(Rows from a dataset of pages and code)
※ ※ ※
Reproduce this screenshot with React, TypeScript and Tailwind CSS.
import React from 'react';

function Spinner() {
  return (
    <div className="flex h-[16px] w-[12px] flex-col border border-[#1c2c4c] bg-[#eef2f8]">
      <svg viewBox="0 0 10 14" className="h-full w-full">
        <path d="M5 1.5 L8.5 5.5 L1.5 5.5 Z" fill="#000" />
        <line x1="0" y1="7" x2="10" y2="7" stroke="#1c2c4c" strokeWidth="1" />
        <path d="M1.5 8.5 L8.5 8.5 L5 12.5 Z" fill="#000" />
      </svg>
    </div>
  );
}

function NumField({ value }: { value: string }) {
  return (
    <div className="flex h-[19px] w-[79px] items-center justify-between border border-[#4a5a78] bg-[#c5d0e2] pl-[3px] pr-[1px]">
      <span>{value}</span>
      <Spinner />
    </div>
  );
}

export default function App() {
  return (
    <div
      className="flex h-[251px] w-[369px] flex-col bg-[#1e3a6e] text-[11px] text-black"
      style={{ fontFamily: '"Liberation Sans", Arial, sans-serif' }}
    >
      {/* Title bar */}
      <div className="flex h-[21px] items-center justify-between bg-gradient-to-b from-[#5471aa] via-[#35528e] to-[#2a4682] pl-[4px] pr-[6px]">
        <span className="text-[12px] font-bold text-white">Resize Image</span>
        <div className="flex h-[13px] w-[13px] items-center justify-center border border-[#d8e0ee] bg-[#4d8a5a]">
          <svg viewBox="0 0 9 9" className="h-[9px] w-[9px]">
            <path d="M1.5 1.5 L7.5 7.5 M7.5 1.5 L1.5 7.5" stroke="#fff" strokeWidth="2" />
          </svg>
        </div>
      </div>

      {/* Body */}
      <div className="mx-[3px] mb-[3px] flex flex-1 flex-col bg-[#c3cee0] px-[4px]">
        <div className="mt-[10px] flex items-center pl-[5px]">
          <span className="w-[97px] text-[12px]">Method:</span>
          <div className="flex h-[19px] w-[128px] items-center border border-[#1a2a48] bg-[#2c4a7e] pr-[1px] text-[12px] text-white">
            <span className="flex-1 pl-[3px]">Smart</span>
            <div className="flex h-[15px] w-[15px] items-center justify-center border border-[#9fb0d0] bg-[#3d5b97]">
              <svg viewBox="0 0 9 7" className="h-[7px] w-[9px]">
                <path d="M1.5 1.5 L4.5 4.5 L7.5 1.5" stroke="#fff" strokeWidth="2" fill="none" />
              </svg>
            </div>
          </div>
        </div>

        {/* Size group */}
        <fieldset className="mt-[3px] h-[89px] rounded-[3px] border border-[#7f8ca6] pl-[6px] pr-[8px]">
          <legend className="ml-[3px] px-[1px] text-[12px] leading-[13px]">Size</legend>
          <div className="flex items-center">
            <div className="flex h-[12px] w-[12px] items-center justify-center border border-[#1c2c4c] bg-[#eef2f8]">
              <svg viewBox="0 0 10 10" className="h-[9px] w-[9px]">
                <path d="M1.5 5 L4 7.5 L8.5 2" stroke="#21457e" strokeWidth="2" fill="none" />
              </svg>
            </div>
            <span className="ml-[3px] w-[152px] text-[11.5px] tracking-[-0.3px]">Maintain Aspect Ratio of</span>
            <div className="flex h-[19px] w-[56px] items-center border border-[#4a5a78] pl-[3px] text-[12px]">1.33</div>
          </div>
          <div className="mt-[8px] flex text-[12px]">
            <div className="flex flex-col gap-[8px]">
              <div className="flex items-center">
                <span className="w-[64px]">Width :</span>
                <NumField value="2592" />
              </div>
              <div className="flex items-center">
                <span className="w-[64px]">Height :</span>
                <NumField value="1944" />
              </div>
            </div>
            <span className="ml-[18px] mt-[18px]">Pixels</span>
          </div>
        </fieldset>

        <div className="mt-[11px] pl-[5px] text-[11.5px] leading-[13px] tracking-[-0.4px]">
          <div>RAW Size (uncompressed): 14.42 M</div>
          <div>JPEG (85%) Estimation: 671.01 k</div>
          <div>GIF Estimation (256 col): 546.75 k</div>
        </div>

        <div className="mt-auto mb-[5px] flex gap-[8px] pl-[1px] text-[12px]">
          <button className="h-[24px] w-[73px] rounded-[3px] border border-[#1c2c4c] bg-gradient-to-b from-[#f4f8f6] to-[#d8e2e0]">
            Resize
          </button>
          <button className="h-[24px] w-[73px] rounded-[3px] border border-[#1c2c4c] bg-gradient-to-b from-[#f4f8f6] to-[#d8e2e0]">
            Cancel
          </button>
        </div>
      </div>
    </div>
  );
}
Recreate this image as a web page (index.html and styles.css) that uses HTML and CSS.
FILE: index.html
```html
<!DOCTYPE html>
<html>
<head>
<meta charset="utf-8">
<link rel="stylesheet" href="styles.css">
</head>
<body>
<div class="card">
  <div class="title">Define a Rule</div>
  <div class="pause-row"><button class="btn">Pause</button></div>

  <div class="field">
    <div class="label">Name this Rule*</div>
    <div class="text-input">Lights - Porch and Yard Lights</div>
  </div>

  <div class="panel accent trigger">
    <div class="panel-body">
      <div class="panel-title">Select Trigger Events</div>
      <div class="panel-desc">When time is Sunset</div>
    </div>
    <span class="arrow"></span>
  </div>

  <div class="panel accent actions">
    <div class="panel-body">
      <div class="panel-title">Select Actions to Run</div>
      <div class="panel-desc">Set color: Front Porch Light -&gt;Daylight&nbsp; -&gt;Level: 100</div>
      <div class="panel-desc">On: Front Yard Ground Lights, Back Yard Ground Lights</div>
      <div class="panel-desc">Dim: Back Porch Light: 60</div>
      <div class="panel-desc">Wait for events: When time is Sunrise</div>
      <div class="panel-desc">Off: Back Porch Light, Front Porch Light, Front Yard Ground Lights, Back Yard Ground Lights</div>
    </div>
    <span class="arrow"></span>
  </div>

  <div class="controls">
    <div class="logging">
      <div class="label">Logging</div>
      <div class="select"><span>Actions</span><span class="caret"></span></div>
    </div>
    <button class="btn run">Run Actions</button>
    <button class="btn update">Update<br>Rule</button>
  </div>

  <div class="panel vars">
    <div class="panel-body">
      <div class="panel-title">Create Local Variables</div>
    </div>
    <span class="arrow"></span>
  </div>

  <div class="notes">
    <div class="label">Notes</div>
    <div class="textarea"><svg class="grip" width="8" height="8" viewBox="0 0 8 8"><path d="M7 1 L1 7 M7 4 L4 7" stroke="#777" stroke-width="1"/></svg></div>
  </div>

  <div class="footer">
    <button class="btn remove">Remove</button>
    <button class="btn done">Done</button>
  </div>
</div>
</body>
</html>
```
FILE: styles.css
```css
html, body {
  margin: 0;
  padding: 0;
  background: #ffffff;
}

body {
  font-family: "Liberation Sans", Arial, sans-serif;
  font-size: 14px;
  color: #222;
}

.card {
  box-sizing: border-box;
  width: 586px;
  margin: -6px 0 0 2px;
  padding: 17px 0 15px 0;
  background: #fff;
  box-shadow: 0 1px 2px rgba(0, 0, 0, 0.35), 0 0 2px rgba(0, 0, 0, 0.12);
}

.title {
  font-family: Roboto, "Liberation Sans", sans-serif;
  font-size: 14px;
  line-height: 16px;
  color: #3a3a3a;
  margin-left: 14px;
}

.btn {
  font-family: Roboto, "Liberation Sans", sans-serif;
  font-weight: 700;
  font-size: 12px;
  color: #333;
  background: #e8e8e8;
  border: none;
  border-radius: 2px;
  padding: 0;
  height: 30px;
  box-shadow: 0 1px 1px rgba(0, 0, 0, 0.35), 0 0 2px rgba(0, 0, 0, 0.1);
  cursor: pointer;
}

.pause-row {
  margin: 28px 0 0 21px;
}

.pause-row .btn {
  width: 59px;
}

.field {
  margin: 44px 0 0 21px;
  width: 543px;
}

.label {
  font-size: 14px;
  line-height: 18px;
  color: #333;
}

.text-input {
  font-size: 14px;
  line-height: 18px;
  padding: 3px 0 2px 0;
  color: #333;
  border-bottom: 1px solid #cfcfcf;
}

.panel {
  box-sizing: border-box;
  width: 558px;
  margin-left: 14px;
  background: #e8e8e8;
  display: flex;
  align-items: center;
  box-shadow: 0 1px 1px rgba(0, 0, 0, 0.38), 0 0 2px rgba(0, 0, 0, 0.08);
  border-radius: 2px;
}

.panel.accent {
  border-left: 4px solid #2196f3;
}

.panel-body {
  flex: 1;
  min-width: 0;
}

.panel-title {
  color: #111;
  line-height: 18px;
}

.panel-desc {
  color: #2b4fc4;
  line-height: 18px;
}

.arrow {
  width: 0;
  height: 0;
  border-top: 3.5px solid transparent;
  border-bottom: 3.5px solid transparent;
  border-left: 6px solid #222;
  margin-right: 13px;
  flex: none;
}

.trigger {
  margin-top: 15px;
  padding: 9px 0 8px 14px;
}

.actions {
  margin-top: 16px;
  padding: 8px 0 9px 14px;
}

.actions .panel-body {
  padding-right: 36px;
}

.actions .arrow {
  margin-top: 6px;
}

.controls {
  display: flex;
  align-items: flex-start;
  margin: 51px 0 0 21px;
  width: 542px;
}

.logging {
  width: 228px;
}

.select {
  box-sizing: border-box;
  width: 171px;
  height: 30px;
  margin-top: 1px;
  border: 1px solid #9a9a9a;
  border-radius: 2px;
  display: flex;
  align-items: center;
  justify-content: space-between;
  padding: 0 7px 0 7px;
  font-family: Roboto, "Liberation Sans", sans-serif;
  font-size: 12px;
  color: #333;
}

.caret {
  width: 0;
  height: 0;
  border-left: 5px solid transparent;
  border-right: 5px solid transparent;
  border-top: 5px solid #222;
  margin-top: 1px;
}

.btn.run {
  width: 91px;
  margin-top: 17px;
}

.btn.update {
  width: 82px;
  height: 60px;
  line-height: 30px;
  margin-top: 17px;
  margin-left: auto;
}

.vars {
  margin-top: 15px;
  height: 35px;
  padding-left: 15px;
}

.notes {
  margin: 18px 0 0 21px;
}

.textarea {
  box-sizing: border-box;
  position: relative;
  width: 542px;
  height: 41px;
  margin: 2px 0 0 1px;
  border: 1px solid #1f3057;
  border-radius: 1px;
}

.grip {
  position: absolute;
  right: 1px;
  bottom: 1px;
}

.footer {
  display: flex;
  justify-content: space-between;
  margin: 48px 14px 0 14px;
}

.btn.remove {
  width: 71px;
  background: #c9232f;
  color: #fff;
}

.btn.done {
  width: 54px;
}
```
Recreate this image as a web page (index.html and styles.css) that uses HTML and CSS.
※ ※ ※
* **DIRECTIVE**
Using the material above, quote the first line and each line after it, stopping at and including the line that holds "import React from 'react';".

* **ANSWER TO THIS PROBLEM**
Reproduce this screenshot with React, TypeScript and Tailwind CSS.
import React from 'react';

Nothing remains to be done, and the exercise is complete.